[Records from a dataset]
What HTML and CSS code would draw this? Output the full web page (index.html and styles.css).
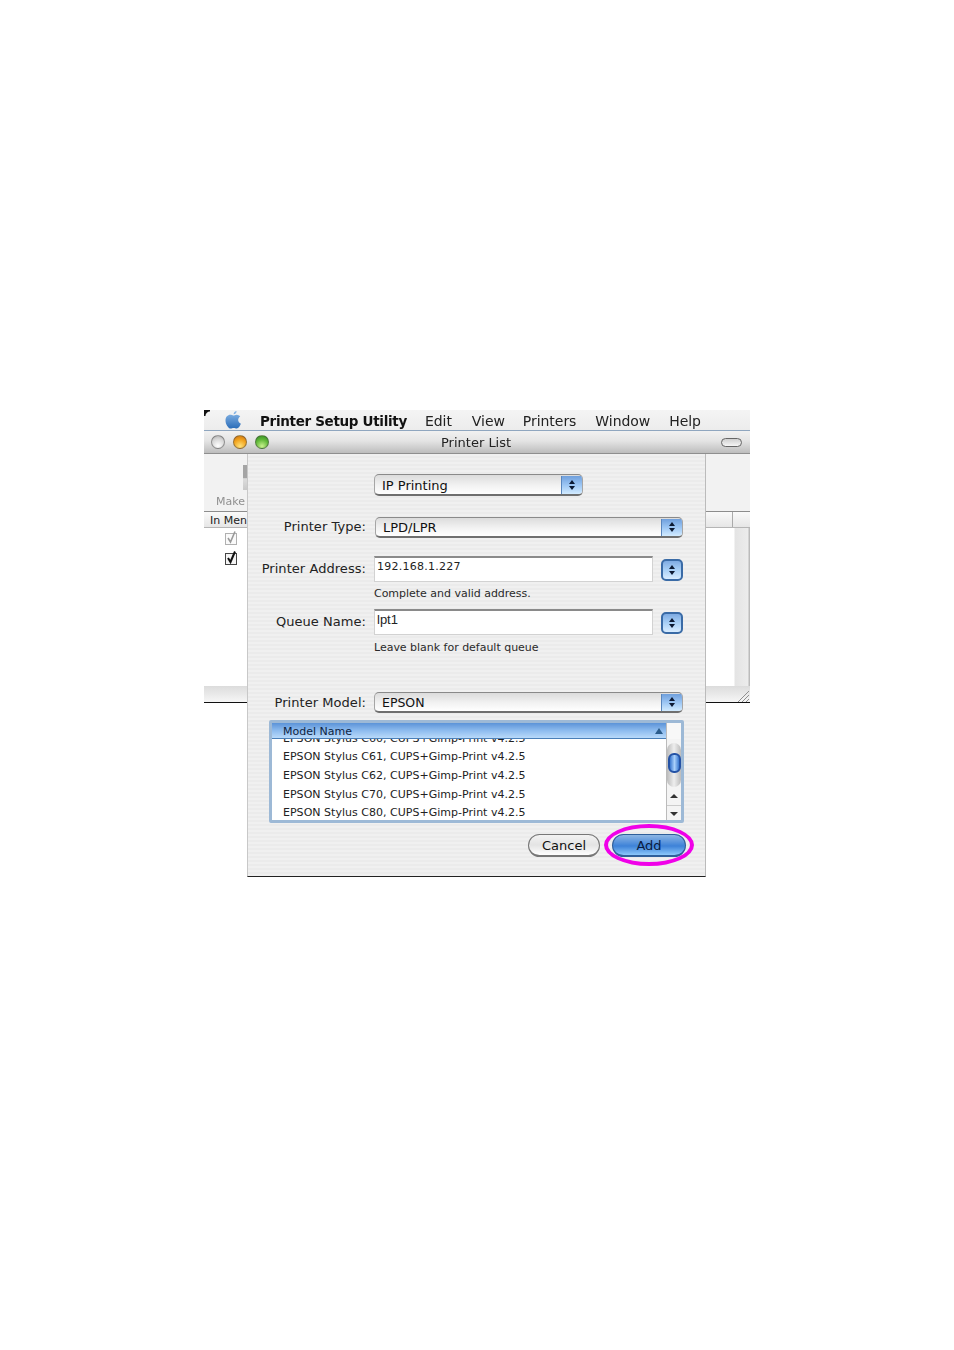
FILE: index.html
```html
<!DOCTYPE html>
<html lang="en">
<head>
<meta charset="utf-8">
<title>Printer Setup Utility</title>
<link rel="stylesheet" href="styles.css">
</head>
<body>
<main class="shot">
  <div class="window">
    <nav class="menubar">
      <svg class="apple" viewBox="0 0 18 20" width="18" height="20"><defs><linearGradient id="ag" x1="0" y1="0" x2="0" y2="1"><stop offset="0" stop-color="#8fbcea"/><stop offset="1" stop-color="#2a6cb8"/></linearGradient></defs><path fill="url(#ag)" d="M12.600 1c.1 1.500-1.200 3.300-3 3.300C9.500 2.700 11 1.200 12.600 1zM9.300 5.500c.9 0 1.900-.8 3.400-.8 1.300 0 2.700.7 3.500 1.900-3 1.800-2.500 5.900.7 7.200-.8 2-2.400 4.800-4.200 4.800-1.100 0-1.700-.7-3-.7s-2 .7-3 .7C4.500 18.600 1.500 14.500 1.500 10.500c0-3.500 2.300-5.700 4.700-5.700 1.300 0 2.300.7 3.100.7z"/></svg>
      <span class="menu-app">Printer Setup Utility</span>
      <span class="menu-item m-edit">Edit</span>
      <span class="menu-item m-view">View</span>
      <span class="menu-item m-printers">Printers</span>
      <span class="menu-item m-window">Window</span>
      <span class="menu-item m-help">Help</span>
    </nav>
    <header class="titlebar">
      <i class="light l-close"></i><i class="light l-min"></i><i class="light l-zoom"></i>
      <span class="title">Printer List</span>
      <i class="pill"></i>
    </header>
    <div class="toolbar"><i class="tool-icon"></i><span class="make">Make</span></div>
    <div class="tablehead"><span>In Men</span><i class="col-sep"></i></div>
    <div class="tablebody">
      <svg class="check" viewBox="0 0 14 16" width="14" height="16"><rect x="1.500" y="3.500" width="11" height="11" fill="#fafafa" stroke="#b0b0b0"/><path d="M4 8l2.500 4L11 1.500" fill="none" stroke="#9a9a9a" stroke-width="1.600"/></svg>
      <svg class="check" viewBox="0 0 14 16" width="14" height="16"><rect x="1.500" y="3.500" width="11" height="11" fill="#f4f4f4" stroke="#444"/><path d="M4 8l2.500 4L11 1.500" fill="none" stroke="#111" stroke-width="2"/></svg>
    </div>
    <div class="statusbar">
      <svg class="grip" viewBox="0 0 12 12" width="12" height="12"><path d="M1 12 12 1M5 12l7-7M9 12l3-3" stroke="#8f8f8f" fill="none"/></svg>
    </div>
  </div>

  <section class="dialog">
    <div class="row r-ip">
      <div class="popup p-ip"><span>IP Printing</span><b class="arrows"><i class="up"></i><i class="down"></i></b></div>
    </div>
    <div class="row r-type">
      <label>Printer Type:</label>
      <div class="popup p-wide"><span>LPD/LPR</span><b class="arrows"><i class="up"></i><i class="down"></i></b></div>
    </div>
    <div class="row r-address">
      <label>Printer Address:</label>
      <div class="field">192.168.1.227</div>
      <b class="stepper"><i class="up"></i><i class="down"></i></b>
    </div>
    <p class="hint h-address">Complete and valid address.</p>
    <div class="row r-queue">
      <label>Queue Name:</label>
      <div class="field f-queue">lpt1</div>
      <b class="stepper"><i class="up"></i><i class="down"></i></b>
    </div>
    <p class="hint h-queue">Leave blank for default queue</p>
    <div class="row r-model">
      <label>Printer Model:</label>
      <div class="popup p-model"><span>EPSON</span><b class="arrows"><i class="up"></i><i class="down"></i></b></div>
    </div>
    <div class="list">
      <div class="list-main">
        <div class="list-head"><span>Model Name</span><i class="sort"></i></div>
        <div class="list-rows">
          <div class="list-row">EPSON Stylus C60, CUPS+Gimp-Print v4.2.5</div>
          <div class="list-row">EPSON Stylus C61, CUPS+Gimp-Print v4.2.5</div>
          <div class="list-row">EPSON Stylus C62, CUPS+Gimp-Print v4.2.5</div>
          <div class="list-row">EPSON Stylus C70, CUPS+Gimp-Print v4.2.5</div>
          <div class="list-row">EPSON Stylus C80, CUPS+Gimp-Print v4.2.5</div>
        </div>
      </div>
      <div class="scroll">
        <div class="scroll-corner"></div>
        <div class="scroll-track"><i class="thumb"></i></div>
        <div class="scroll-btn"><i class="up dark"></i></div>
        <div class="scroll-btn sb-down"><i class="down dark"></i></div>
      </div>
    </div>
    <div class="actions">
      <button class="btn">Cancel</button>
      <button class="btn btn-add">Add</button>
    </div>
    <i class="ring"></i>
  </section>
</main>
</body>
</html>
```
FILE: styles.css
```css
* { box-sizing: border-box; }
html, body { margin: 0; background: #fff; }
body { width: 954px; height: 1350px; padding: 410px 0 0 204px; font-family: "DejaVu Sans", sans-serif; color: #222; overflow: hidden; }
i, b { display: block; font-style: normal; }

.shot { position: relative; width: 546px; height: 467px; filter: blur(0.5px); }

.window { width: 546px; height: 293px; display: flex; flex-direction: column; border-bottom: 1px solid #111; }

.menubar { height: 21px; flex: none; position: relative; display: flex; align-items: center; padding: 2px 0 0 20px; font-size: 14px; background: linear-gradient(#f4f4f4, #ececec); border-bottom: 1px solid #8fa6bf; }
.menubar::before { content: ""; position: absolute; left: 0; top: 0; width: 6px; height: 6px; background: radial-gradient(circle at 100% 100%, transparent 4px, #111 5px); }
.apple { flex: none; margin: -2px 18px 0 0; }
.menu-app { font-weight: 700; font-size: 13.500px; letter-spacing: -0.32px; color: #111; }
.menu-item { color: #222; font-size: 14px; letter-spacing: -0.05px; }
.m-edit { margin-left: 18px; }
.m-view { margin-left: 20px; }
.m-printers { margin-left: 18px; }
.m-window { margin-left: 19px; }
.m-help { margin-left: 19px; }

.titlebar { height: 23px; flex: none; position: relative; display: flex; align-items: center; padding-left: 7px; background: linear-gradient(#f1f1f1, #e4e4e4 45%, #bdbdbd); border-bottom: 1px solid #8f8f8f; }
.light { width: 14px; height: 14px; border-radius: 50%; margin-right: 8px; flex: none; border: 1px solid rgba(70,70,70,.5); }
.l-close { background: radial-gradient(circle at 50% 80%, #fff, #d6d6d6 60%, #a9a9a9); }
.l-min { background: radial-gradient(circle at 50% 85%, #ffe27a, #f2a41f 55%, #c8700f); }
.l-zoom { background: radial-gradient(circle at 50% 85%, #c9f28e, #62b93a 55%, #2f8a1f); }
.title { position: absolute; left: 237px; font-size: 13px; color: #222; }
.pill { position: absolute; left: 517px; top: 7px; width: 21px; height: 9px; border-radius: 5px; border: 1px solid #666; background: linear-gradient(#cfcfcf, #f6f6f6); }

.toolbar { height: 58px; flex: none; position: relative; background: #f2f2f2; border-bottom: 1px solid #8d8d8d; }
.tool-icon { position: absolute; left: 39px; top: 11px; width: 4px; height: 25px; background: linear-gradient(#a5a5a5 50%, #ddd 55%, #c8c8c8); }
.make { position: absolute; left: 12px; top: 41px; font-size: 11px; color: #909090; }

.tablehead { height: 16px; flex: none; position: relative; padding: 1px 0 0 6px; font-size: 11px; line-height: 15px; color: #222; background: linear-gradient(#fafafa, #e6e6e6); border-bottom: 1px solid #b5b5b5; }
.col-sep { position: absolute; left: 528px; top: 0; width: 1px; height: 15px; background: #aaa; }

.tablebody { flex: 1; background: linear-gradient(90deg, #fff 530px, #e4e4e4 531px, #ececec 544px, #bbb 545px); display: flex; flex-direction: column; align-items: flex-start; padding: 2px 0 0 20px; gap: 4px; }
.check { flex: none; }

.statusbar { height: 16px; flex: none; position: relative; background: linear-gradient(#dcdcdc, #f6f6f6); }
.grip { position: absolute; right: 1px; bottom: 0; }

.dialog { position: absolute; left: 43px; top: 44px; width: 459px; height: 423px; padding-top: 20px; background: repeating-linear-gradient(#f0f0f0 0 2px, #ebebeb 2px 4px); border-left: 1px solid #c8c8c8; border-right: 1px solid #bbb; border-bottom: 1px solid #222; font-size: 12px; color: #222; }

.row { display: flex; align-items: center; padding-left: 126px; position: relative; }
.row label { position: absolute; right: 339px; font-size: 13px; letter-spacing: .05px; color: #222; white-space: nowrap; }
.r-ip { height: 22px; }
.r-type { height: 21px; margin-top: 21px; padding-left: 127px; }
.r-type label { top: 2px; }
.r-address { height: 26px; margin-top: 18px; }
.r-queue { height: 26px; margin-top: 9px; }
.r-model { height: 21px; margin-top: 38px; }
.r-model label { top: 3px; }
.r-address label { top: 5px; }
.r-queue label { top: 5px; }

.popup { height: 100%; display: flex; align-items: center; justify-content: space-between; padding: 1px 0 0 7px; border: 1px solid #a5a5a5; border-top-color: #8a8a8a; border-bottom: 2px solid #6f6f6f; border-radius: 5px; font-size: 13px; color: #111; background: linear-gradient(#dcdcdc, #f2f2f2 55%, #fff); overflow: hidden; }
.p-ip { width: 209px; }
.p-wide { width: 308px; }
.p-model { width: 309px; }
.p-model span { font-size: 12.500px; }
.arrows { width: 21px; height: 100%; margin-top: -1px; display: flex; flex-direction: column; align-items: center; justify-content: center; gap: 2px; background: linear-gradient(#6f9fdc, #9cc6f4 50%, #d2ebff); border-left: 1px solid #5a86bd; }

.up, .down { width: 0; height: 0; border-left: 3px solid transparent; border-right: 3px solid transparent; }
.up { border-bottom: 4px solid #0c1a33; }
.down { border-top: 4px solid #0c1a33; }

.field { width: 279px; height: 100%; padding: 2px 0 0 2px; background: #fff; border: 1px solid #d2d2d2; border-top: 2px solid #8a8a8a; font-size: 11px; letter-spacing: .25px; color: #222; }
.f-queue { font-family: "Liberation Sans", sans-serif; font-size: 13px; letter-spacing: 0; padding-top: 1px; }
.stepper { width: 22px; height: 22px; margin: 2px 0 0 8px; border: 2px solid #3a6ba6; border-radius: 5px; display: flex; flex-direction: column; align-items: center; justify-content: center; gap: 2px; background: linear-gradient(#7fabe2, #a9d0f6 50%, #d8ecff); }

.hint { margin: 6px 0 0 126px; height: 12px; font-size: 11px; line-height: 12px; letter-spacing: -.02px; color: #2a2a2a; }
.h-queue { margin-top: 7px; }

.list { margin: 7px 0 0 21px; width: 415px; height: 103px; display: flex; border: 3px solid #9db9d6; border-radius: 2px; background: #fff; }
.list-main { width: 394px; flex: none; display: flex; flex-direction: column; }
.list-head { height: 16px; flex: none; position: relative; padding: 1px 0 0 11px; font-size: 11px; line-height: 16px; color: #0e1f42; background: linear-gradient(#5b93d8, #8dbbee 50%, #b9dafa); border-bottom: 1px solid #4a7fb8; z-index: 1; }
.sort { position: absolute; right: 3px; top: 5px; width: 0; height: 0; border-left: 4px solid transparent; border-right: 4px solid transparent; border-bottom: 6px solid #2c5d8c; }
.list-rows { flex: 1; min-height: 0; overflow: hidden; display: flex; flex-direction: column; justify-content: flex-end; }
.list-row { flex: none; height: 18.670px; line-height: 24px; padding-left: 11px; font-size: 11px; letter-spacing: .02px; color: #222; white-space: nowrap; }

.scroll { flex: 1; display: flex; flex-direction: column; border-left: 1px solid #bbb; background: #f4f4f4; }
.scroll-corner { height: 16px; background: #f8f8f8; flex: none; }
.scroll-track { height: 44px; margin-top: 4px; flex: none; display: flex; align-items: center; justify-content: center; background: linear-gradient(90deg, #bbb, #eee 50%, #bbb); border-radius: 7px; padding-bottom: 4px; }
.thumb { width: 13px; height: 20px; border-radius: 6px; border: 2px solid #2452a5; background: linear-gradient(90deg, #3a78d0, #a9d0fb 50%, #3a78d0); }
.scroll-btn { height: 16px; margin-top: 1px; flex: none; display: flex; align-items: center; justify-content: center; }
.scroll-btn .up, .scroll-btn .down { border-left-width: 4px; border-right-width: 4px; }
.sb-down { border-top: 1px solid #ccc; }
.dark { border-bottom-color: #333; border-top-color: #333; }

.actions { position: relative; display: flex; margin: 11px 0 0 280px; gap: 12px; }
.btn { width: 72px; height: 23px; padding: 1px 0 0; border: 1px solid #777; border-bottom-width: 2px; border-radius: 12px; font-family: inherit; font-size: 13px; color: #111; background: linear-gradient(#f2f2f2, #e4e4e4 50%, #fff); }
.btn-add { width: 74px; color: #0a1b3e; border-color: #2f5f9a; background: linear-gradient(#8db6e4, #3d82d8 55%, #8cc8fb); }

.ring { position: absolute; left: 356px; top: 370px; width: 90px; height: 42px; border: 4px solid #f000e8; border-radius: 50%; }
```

--

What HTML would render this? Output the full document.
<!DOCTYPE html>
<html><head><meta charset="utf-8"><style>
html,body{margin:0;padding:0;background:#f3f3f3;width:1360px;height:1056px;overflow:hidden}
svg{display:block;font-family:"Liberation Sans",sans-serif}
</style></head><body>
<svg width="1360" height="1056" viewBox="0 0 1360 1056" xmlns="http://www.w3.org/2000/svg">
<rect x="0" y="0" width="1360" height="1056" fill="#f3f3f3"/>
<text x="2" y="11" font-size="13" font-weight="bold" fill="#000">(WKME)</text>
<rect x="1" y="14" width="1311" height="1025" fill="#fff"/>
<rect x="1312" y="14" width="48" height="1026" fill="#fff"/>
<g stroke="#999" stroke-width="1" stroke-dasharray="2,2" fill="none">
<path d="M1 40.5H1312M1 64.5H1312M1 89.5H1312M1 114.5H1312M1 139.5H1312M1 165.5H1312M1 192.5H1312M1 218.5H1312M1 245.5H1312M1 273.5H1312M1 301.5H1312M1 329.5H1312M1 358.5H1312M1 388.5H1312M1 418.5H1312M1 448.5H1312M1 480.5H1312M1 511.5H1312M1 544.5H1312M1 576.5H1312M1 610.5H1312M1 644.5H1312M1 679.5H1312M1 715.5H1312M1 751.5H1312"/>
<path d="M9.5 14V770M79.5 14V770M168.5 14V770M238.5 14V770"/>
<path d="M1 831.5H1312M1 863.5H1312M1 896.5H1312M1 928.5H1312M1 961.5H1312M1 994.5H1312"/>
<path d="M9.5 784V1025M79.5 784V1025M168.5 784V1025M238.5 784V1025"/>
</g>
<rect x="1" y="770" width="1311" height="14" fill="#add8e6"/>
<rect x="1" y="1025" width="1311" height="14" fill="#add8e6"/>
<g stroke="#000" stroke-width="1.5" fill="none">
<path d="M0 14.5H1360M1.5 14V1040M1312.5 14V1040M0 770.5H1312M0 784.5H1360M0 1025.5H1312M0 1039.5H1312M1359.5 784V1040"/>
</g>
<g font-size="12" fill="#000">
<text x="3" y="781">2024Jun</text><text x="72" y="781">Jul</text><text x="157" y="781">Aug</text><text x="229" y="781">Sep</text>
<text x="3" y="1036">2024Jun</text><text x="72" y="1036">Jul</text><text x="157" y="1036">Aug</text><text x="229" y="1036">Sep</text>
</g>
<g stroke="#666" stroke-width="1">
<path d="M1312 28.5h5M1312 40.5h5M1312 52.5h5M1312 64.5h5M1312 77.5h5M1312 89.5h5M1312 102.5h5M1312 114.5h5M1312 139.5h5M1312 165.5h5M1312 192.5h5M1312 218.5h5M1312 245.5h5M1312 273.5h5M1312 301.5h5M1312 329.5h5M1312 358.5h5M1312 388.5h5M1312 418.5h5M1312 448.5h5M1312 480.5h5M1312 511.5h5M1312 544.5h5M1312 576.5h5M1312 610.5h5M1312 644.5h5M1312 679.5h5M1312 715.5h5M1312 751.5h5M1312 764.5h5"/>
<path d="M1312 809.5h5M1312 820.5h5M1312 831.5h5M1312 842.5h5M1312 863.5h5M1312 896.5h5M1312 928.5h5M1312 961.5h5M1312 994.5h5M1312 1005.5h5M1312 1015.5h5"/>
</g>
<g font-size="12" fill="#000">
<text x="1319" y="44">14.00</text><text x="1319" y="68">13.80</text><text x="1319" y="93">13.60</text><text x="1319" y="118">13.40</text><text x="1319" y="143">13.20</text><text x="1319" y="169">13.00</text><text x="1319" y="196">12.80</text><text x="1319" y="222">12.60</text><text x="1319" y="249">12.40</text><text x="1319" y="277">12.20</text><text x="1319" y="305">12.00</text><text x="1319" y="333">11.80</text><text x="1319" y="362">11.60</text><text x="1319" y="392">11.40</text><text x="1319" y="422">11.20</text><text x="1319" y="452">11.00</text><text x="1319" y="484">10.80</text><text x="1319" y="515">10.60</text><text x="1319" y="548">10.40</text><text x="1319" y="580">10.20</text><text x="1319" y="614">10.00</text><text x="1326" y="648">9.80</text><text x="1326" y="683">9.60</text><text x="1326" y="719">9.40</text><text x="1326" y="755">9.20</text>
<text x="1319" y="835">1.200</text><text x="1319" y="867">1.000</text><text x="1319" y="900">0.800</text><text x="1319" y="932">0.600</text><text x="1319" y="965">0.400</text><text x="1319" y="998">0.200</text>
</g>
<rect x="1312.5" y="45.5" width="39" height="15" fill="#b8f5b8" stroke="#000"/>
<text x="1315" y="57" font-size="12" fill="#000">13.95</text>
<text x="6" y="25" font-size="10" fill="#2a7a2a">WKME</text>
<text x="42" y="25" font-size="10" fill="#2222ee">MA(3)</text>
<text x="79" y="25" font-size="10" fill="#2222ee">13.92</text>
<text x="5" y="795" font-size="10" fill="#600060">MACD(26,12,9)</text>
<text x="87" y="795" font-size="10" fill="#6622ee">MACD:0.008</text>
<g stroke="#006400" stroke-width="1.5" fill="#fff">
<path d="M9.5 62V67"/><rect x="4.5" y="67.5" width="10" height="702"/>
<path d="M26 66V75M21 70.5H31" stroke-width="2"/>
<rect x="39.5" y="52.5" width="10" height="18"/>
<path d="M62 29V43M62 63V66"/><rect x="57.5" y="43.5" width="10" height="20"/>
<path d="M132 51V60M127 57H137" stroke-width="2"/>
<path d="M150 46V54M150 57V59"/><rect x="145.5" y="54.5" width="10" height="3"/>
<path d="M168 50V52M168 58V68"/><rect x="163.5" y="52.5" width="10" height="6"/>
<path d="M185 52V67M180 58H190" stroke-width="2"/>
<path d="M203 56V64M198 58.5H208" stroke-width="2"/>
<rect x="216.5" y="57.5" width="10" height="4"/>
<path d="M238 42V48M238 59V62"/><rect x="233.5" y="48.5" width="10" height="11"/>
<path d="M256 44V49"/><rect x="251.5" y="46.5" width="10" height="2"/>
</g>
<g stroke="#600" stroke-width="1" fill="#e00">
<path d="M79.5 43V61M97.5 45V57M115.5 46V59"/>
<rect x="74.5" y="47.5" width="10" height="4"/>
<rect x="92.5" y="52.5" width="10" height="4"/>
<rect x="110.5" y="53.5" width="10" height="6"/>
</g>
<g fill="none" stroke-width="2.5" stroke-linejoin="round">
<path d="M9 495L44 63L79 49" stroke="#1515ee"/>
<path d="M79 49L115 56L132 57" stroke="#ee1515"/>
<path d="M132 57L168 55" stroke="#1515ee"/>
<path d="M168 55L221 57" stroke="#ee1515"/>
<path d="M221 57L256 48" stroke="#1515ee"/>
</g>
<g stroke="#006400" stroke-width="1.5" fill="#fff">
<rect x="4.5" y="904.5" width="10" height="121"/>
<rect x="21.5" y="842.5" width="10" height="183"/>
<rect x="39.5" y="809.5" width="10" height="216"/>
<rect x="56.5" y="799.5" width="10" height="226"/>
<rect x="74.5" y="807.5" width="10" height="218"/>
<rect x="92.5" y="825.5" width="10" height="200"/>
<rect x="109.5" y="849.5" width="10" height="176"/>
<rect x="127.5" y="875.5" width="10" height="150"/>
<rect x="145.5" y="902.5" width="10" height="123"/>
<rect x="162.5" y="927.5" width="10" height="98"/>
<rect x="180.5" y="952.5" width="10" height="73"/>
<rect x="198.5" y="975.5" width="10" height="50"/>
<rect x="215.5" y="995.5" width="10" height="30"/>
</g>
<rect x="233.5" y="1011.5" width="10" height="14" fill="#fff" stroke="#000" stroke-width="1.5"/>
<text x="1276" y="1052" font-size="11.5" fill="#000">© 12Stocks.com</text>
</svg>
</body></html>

- Goal: All lines above containing the string "index" are to be collected.

- Output of the exercise:
What HTML and CSS code would draw this? Output the full web page (index.html and styles.css).
FILE: index.html
.list-head { height: 16px; flex: none; position: relative; padding: 1px 0 0 11px; font-size: 11px; line-height: 16px; color: #0e1f42; background: linear-gradient(#5b93d8, #8dbbee 50%, #b9dafa); border-bottom: 1px solid #4a7fb8; z-index: 1; }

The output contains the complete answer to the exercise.